I spent many years in corporate life sitting through both presentations and meetings. I've also run a lot of courses on how to deliver effective presentations and how to organise and run successful meetings. One thing I've learned is that presentations and meetings tend to have a lot in common - and not in a good way.

  1. They're often organised without any clear purpose or outcome in mind.
  2. They usually consist of one person passing on information to other people who have little interest in it.
  3. They usually take place because someone in authority decides they should happen, not because the people involved want or need them.
  4. The people who have to attend spend most of their time wishing they were somewhere else.

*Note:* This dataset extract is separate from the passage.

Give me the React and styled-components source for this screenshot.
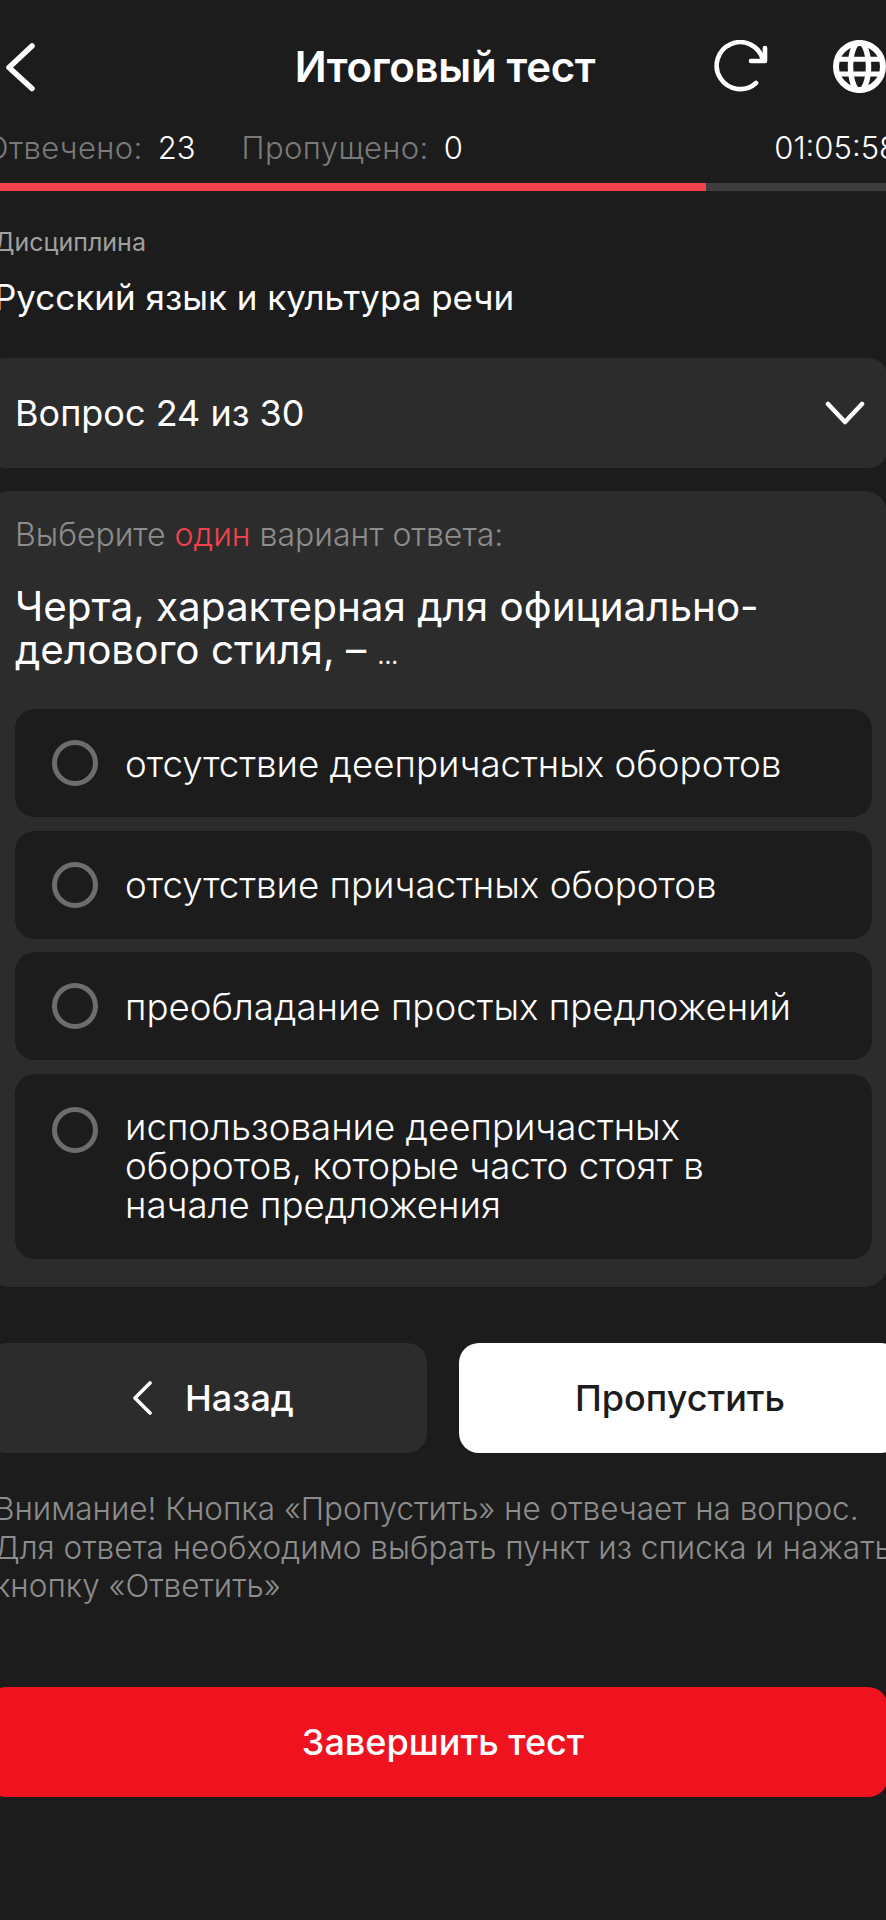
import React from "react"
import styled, { createGlobalStyle } from "styled-components"

const GlobalStyle = createGlobalStyle`
  html, body {
    margin: 0;
    padding: 0;
    background: #1c1c1c;
    font-family: "Inter", "Liberation Sans", sans-serif;
  }
  * {
    box-sizing: border-box;
  }
`

const Page = styled.div`
  width: 886px;
  height: 1920px;
  overflow: hidden;
  background: #1c1c1c;
  color: #fff;
`

const Header = styled.header`
  display: grid;
  grid-template-columns: 1fr auto 1fr;
  align-items: center;
  height: 53px;
  margin-top: 40px;
  padding: 0 2px 0 6px;
`

const Title = styled.h1`
  margin: 0;
  font-size: 42px;
  line-height: 52px;
  font-weight: 600;
  letter-spacing: -0.3px;
`

const HeaderActions = styled.div`
  display: flex;
  justify-content: flex-end;
  align-items: center;
  gap: 62px;
  margin-right: -2px;
`

const IconButton = styled.span`
  display: flex;
`

const Stats = styled.div`
  display: flex;
  align-items: center;
  height: 40px;
  margin: 34px -12px 0 -15px;
  font-size: 31px;
  font-weight: 300;
`

const StatLabel = styled.span`
  color: #7a7a7a;
  margin-right: 15px;
  letter-spacing: 0.4px;
`

const StatValue = styled.span`
  color: #fff;
  margin-right: 46px;
`

const Timer = styled.span`
  margin-left: auto;
`

const Progress = styled.div`
  height: 8px;
  margin-top: 16px;
  background: #3d3d3d;
`

const ProgressFill = styled.div`
  height: 100%;
  width: ${p => p.$value};
  background: #f5414e;
`

const Discipline = styled.section`
  margin: 36px 0 0 -6px;
`

const DisciplineLabel = styled.div`
  color: #a0a0a0;
  font-size: 25px;
  line-height: 30px;
`

const DisciplineName = styled.div`
  margin-top: 19px;
  font-size: 35px;
  line-height: 42px;
  font-weight: 400;
`

const QuestionSelect = styled.div`
  display: flex;
  align-items: center;
  justify-content: space-between;
  height: 110px;
  margin: 40px -2px 0 -14px;
  padding: 0 23px 0 29px;
  background: #2c2c2c;
  border-radius: 20px;
  font-size: 36px;
`

const QuestionCard = styled.section`
  margin: 23px -2px 0 -14px;
  height: 796px;
  padding: 26px 16px 0 29px;
  background: #2c2c2c;
  border-radius: 24px;
`

const Hint = styled.div`
  color: #8d8d8d;
  font-size: 32px;
  line-height: 36px;
  font-weight: 300;
`

const Accent = styled.span`
  color: #f5414e;
`

const QuestionText = styled.h2`
  margin: 32px 0 0;
  font-size: 40.4px;
  line-height: 43px;
  font-weight: 400;
`

const Ellipsis = styled.span`
  font-size: 24px;
`

const Options = styled.div`
  display: flex;
  flex-direction: column;
  gap: 13.5px;
  margin-top: 32px;
`

const Option = styled.div`
  display: flex;
  align-items: ${p => (p.$multiline ? "flex-start" : "center")};
  gap: 27px;
  padding: ${p => (p.$multiline ? "33px 72px 35px 37px" : "0 30px 0 37px")};
  min-height: 108px;
  background: #1c1c1c;
  border-radius: 20px;
`

const Radio = styled.span`
  flex: none;
  width: 46px;
  height: 46px;
  border: 5px solid #6d6d6d;
  border-radius: 50%;
`

const OptionText = styled.span`
  font-size: 36.7px;
  line-height: 39px;
  font-weight: 300;
`

const Actions = styled.div`
  display: grid;
  grid-template-columns: 441px 1fr;
  gap: 32px;
  margin: 56px -15px 0 -14px;
`

const Button = styled.button`
  display: flex;
  align-items: center;
  justify-content: center;
  gap: 30px;
  height: 110px;
  padding: 0 0 0 ${p => p.$inset || 0}px;
  border: 0;
  border-radius: 20px;
  background: ${p => p.$bg};
  color: ${p => p.$fg};
  font-family: inherit;
  font-size: 36px;
  font-weight: 500;
`

const Warning = styled.p`
  margin: 37px -30px 0 -6px;
  color: #8d8d8d;
  font-size: 31.5px;
  line-height: 38.5px;
  font-weight: 300;
`

const FinishButton = styled(Button)`
  width: 902px;
  margin: 81px -2px 0 -14px;
`

const BackIcon = () => (
  <svg width="36" height="53" viewBox="0 0 36 53" fill="none" stroke="#fff" strokeWidth="5.5" strokeLinecap="round" strokeLinejoin="round">
    <path d="M26 6 3 27.5 26 48.5" />
  </svg>
)

const RefreshIcon = () => (
  <svg width="60" height="53" viewBox="0 0 60 53" fill="none" stroke="#fff" strokeWidth="4.6" strokeLinecap="round" strokeLinejoin="round">
    <path d="M52 20A23.5 23.5 0 1 0 45 43" />
    <path d="M54 8V21H40" />
  </svg>
)

const GlobeIcon = () => (
  <svg width="53" height="53" viewBox="0 0 53 53" fill="none" stroke="#fff" strokeWidth="5">
    <circle cx="26.5" cy="26.5" r="23.5" strokeWidth="6" />
    <ellipse cx="26.5" cy="26.5" rx="9" ry="24" strokeWidth="5.5" />
    <path d="M5 19.2H48M5 34H48" />
  </svg>
)

const ChevronDown = () => (
  <svg width="40" height="24" viewBox="0 0 40 24" fill="none" stroke="#fff" strokeWidth="4.5" strokeLinecap="round" strokeLinejoin="round">
    <path d="M3 3 20 21 37 3" />
  </svg>
)

const SmallBack = () => (
  <svg width="24" height="34" viewBox="0 0 24 34" fill="none" stroke="#fff" strokeWidth="3.6" strokeLinecap="round" strokeLinejoin="round">
    <path d="M19 2 4 17 19 32" />
  </svg>
)

const options = [
  "отсутствие деепричастных оборотов",
  "отсутствие причастных оборотов",
  "преобладание простых предложений",
  "использование деепричастных оборотов, которые часто стоят в начале предложения",
]

export default function App() {
  return (
    <Page>
      <GlobalStyle />
      <Header>
        <IconButton>
          <BackIcon />
        </IconButton>
        <Title>Итоговый тест</Title>
        <HeaderActions>
          <IconButton>
            <RefreshIcon />
          </IconButton>
          <IconButton>
            <GlobeIcon />
          </IconButton>
        </HeaderActions>
      </Header>

      <Stats>
        <StatLabel>Отвечено:</StatLabel>
        <StatValue>23</StatValue>
        <StatLabel>Пропущено:</StatLabel>
        <StatValue>0</StatValue>
        <Timer>01:05:58</Timer>
      </Stats>

      <Progress>
        <ProgressFill $value="79.7%" />
      </Progress>

      <Discipline>
        <DisciplineLabel>Дисциплина</DisciplineLabel>
        <DisciplineName>Русский язык и культура речи</DisciplineName>
      </Discipline>

      <QuestionSelect>
        Вопрос 24 из 30
        <ChevronDown />
      </QuestionSelect>

      <QuestionCard>
        <Hint>
          Выберите <Accent>один</Accent> вариант ответа:
        </Hint>
        <QuestionText>
          Черта, характерная для официально-делового стиля, – <Ellipsis>...</Ellipsis>
        </QuestionText>
        <Options>
          {options.map((text, i) => (
            <Option key={text} $multiline={i === 3}>
              <Radio />
              <OptionText>{text}</OptionText>
            </Option>
          ))}
        </Options>
      </QuestionCard>

      <Actions>
        <Button $bg="#2c2c2c" $fg="#fff" $inset={12}>
          <SmallBack />
          Назад
        </Button>
        <Button $bg="#fff" $fg="#1c1c1c">Пропустить</Button>
      </Actions>

      <Warning>
        Внимание! Кнопка «Пропустить» не отвечает на вопрос.
        <br />
        Для ответа необходимо выбрать пункт из списка и нажать
        <br />
        кнопку «Ответить»
      </Warning>

      <FinishButton $bg="#ee131f" $fg="#fff" $inset={12}>Завершить тест</FinishButton>
    </Page>
  )
}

  5. Often, even the person delivering the presentation or chairing the meeting also wishes he or she didn't have to do it but they had no choice in the matter.

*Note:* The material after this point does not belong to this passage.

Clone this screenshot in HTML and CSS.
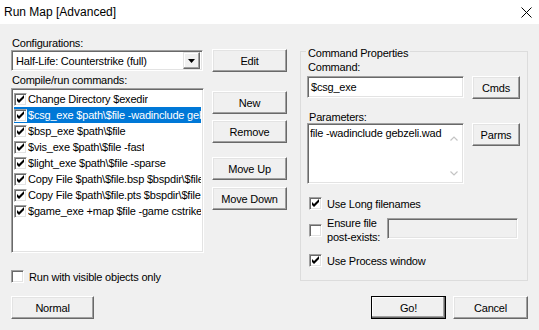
FILE: index.html
```html
<!DOCTYPE html>
<html lang="en">
<head>
    <meta charset="UTF-8">
    <title>Run Map [Advanced]</title>
    <link rel="stylesheet" href="styles.css">
</head>
<body>

<svg class="defs" width="0" height="0">
    <symbol id="check" viewBox="0 0 13 13">
        <polygon points="3,5 5,7 10,2 10,5 5,10 3,8" fill="#000"/>
    </symbol>
</svg>

<div class="titlebar">
    <span>Run Map [Advanced]</span>
    <svg class="close" width="11" height="11" viewBox="0 0 11 11">
        <path d="M0.5 0.5 L10.5 10.5 M10.5 0.5 L0.5 10.5" stroke="#000" stroke-width="1" fill="none"/>
    </svg>
</div>

<div class="content">
    <!-- columna izquierda -->
    <div class="left">
        <div class="label first">Configurations:</div>
        <div class="config-row">
            <div class="combo">
                <span class="combo-text">Half-Life: Counterstrike (full)</span>
                <span class="combo-btn">
                    <svg width="7" height="4" viewBox="0 0 7 4"><polygon points="0,0 7,0 3.5,4" fill="#000"/></svg>
                </span>
            </div>
            <button class="btn">Edit</button>
        </div>

        <div class="label second">Compile/run commands:</div>
        <div class="list-row">
            <div class="list">
                <div class="item"><span class="box"><svg><use href="#check"/></svg></span><span class="txt">Change Directory $exedir</span></div>
                <div class="item sel"><span class="box"><svg><use href="#check"/></svg></span><span class="txt">$csg_exe $path\$file -wadinclude gebzeli.wad</span></div>
                <div class="item"><span class="box"><svg><use href="#check"/></svg></span><span class="txt">$bsp_exe $path\$file</span></div>
                <div class="item"><span class="box"><svg><use href="#check"/></svg></span><span class="txt">$vis_exe $path\$file -fast</span></div>
                <div class="item"><span class="box"><svg><use href="#check"/></svg></span><span class="txt">$light_exe $path\$file -sparse</span></div>
                <div class="item"><span class="box"><svg><use href="#check"/></svg></span><span class="txt">Copy File $path\$file.bsp $bspdir\$file.bsp</span></div>
                <div class="item"><span class="box"><svg><use href="#check"/></svg></span><span class="txt">Copy File $path\$file.pts $bspdir\$file.pts</span></div>
                <div class="item"><span class="box"><svg><use href="#check"/></svg></span><span class="txt">$game_exe +map $file -game cstrike -console</span></div>
            </div>
            <div class="side">
                <button class="btn">New</button>
                <button class="btn remove">Remove</button>
                <button class="btn up">Move Up</button>
                <button class="btn down">Move Down</button>
            </div>
        </div>

        <div class="check-row visible">
            <span class="box"></span>
            <span>Run with visible objects only</span>
        </div>
    </div>

    <!-- propiedades del comando -->
    <div class="group">
        <div class="group-title">Command Properties</div>
        <div class="label cmd-label">Command:</div>
        <div class="field-row">
            <div class="field cmd-field">$csg_exe</div>
            <button class="btn small">Cmds</button>
        </div>
        <div class="label params-label">Parameters:</div>
        <div class="field-row">
            <div class="field params">
                <div class="params-text">file -wadinclude gebzeli.wad</div>
                <div class="scroll">
                    <svg width="8" height="5" viewBox="0 0 8 5"><polyline points="0.5,4.5 4,1 7.5,4.5" stroke="#c4c4c4" stroke-width="1.2" fill="none"/></svg>
                    <svg width="8" height="5" viewBox="0 0 8 5"><polyline points="0.5,0.5 4,4 7.5,0.5" stroke="#c4c4c4" stroke-width="1.2" fill="none"/></svg>
                </div>
            </div>
            <button class="btn small">Parms</button>
        </div>

        <div class="check-row long">
            <span class="box"><svg><use href="#check"/></svg></span>
            <span>Use Long filenames</span>
        </div>
        <div class="check-row ensure">
            <span class="box"></span>
            <span class="two-lines">Ensure file<br>post-exists:</span>
            <div class="field disabled"></div>
        </div>
        <div class="check-row process">
            <span class="box"><svg><use href="#check"/></svg></span>
            <span>Use Process window</span>
        </div>
    </div>
</div>

<div class="actions">
    <button class="btn normal">Normal</button>
    <div class="spacer"></div>
    <button class="btn default">Go!</button>
    <button class="btn">Cancel</button>
</div>

</body>
</html>
```

FILE: styles.css
```css
* {
    box-sizing: border-box;
}
body {
    margin: 0;
    width: 539px;
    height: 330px;
    overflow: hidden;
    background-color: #f0f0f0;
    color: #000;
    font-family: "Liberation Sans", Arial, sans-serif;
    font-size: 11px;
    letter-spacing: -0.2px;
}
.defs {
    position: absolute;
}
.titlebar {
    height: 24px;
    background-color: #fff;
    display: flex;
    align-items: center;
    justify-content: space-between;
    padding: 0 7px 0 4px;
    font-size: 12px;
    letter-spacing: 0;
}
.content {
    display: flex;
    align-items: flex-start;
    padding: 0 11px;
}
.left {
    width: 276px;
}
.label {
    height: 12px;
    line-height: 12px;
    padding-left: 1px;
    white-space: nowrap;
}
.label.first {
    margin-top: 13px;
}
.label.second {
    margin-top: 2px;
}

/* botones clasicos */
.btn {
    width: 75px;
    height: 23px;
    padding: 0;
    margin: 0;
    font-family: inherit;
    font-size: 11px;
    font-weight: normal;
    letter-spacing: inherit;
    color: #000;
    background-color: #f0f0f0;
    border: 1px solid;
    border-color: #fff #696969 #696969 #fff;
    box-shadow: inset -1px -1px #a0a0a0, inset 1px 1px #e3e3e3;
    flex: none;
}
.btn.small {
    width: 48px;
}
.btn.normal {
    width: 83px;
}
.btn.default {
    border-color: #000;
    box-shadow: inset -1px -1px #696969, inset -2px -2px #a0a0a0, inset 1px 1px #fff;
}

/* campos hundidos */
.combo, .list, .field, .box {
    background-color: #fff;
    border: 1px solid;
    border-color: #a0a0a0 #fff #fff #a0a0a0;
    box-shadow: inset 1px 1px #696969, inset -1px -1px #e3e3e3;
}
.config-row {
    display: flex;
    justify-content: space-between;
    height: 23px;
}
.combo {
    width: 192px;
    height: 21px;
    margin-top: 1px;
    display: flex;
    align-items: center;
    padding: 2px 2px 2px 4px;
}
.combo-text {
    flex: 1;
    white-space: nowrap;
}
.combo-btn {
    width: 17px;
    height: 17px;
    display: flex;
    align-items: center;
    justify-content: center;
    background-color: #f0f0f0;
    border: 1px solid;
    border-color: #e3e3e3 #696969 #696969 #e3e3e3;
    box-shadow: inset -1px -1px #a0a0a0, inset 1px 1px #fff;
}
.list-row {
    display: flex;
    margin-top: 2px;
}
.list {
    width: 193px;
    height: 165px;
    padding: 2px;
    overflow: hidden;
}
.item {
    height: 16px;
    display: flex;
    align-items: center;
    white-space: nowrap;
}
.item .box {
    margin-right: 1px;
}
.item .txt {
    overflow: hidden;
}
.item.sel {
    background-color: #0078d7;
    color: #fff;
}
.box {
    width: 13px;
    height: 13px;
    flex: none;
    display: inline-block;
}
.box svg {
    display: block;
    width: 13px;
    height: 13px;
    margin: -1px;
}
.side {
    margin-left: 8px;
    padding-top: 3px;
    display: flex;
    flex-direction: column;
}
.side .remove {
    margin-top: 6px;
}
.side .up {
    margin-top: 14px;
}
.side .down {
    margin-top: 7px;
}
.check-row {
    display: flex;
    align-items: center;
    height: 13px;
    white-space: nowrap;
}
.check-row .box {
    margin-right: 5px;
}
.check-row.visible {
    margin-top: 17px;
}

/* grupo de la derecha */
.group {
    margin-left: 13px;
    margin-top: 27px;
    width: 228px;
    height: 230px;
    border: 1px solid #dcdcdc;
    padding: 0 6px;
}
.group-title {
    width: fit-content;
    margin: -5px 0 0 -1px;
    padding: 0 2px;
    line-height: 12px;
    background-color: #f0f0f0;
    white-space: nowrap;
}
.cmd-label {
    margin-top: 2px;
}
.params-label {
    margin-top: 12px;
    padding-left: 2px;
}
.field-row {
    display: flex;
    align-items: flex-start;
    gap: 8px;
}
.cmd-label + .field-row {
    margin-top: 3px;
}
.field {
    width: 157px;
    height: 22px;
    padding: 2px 3px;
    line-height: 17px;
    white-space: nowrap;
}
.field.params {
    height: 61px;
    padding: 2px 1px 2px 2px;
    display: flex;
    line-height: 12px;
}
.params-text {
    flex: 1;
    padding-top: 1px;
    overflow: hidden;
}
.scroll {
    width: 17px;
    display: flex;
    flex-direction: column;
    justify-content: space-between;
    align-items: center;
    padding: 10px 0 5px;
}
.scroll svg {
    display: block;
}
.check-row.long {
    margin-top: 13px;
    padding-left: 2px;
}
.check-row.ensure {
    height: 28px;
    margin-top: 6px;
    padding-left: 2px;
}
.two-lines {
    line-height: 14px;
}
.field.disabled {
    width: 131px;
    height: 21px;
    margin-left: auto;
    margin-right: 3px;
    margin-bottom: 3px;
    background-color: #f0f0f0;
}
.check-row.process {
    margin-top: 10px;
    padding-left: 2px;
}

/* botones de abajo */
.actions {
    display: flex;
    gap: 7px;
    padding: 0 11px;
    margin-top: 13px;
}
.spacer {
    flex: 1;
}
```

  6. They nearly always go on longer than expected because no-one really knows how to bring them to an end.
  7. People are often expected to deliver presentations or chair meetings as part of their job but get no specific training in how to do it properly.
  8. There is technology available to help but most people have no idea how to use it effectively.
  9. Organisations develop a "culture" (which is a fancy name for "habit") of how to run meetings or presentations and people copy what they see everyone else doing, which perpetuates the bad practice.

A cynical view? Possibly. Accurate? In my experience, definitely!

It amazes me how many organisations still allow poorly organised or badly thought-out meetings and presentations to take place, soaking up hours of people's valuable time and costing huge amounts in terms of staff costs. They would see a great return on investment if they questioned the way they do things and just gave people some basic training to help them improve the situation.